In *Desktop Properties* goto *Desktop* tab and click on *Customize Desktop* button.

Now u can select, which icons should be displayed on Desktop


----------



## Tech Geek (Dec 1, 2006)

Thanks for all those tutorials .

Can anyone help me with this.
I am only able to view classic


----------



## Vishal Gupta (Dec 1, 2006)

*HKEY_CURRENT_USER\Software\Microsoft\Windows\CurrentVersion\Policies\Explorer*

in right-side pane, look for DWORD value *NoSimpleStartMenu*, if it exists delete it


----------



## Tech Geek (Dec 1, 2006)

But i can only see  *NoDriveTypeAutorun*


----------



## Vishal Gupta (Dec 1, 2006)

Also check this in:  

*HKEY_USERS\Software\Microsoft\Windows\CurrentVersion\Policies\Explorer
HKEY_LOCAL_MACHINE\Software\Microsoft\Windows\CurrentVersion\Policies\Explorer*


----------



## RoughGuy (Dec 1, 2006)

Hi Vishal Bhai... i think u can help me with this thing.....

I have downloaded a software from net named *mySb from here* which replaces the start button image and also the button, it can even change the start button like this...

*www.sayesoft.com.au/mySB/anigo.gif

i searched with Resource Hacker for that type of files in many Dll's but could not find them but in the installation folder of that application i found 4 BMP files containing these images... can u tell me hw this can be possible... is there any way 2 change the start button to our custom shape and also animatable.....

Thanks in advance....


----------



## Vishal Gupta (Dec 1, 2006)

You can change the Start button image but u can't set an animated one!  

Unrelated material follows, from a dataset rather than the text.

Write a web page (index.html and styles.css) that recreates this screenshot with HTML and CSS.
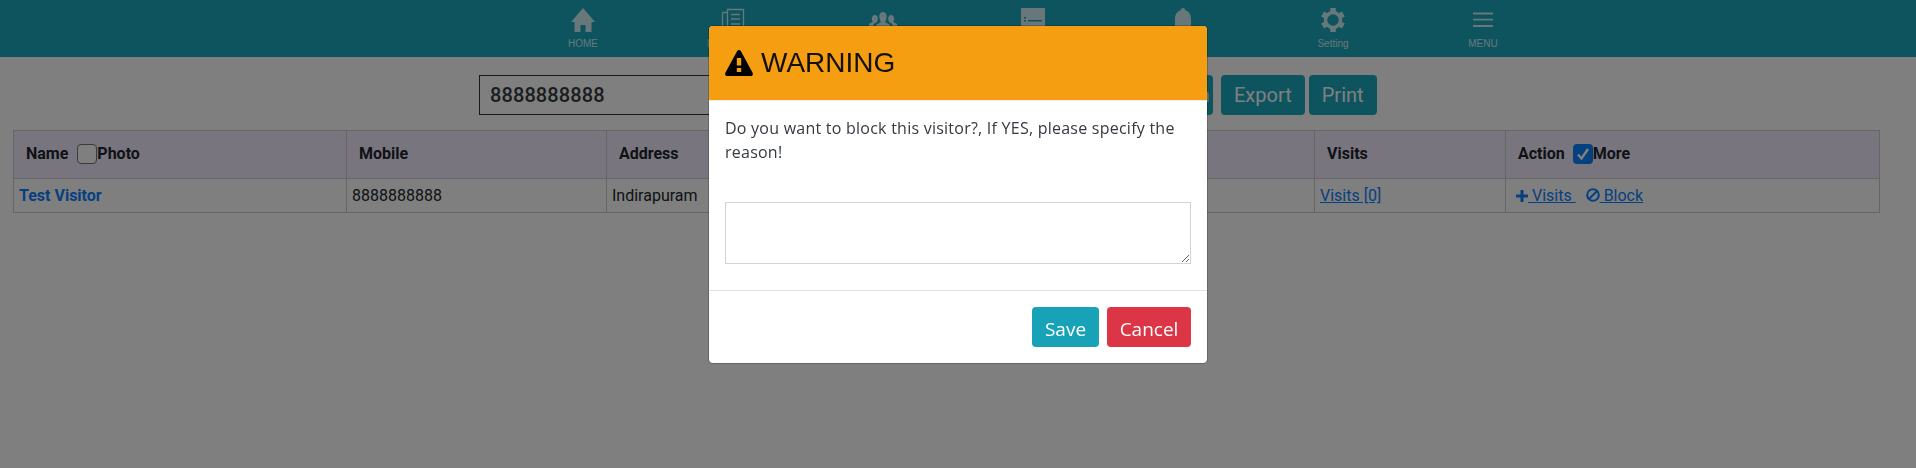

To change the start button image u can follow 2 methods:

1.) U can change the BMP in *explorer.exe* file.
2.) U can also change the whole start button look from the visual style itself, like I changed in my VS "VistaVG"


----------



## RoughGuy (Dec 2, 2006)

Vishal Gupta said:
			
		

> You can change the Start button image but u can't set an animated one!
> 
> To change the start button image u can follow 2 methods:
> 
> ...



*I tried the first one... can u tell u abt the second method plz....*


----------



## Vishal Gupta (Dec 2, 2006)

2nd method is related with hacking ur current visual style with resource hacker!  

Suppose, u r using Luna VS, then u hv to open its *.msstyles* file in resource hacker, which u'll find in *%windir%\Resources\Themes\Luna\* folder.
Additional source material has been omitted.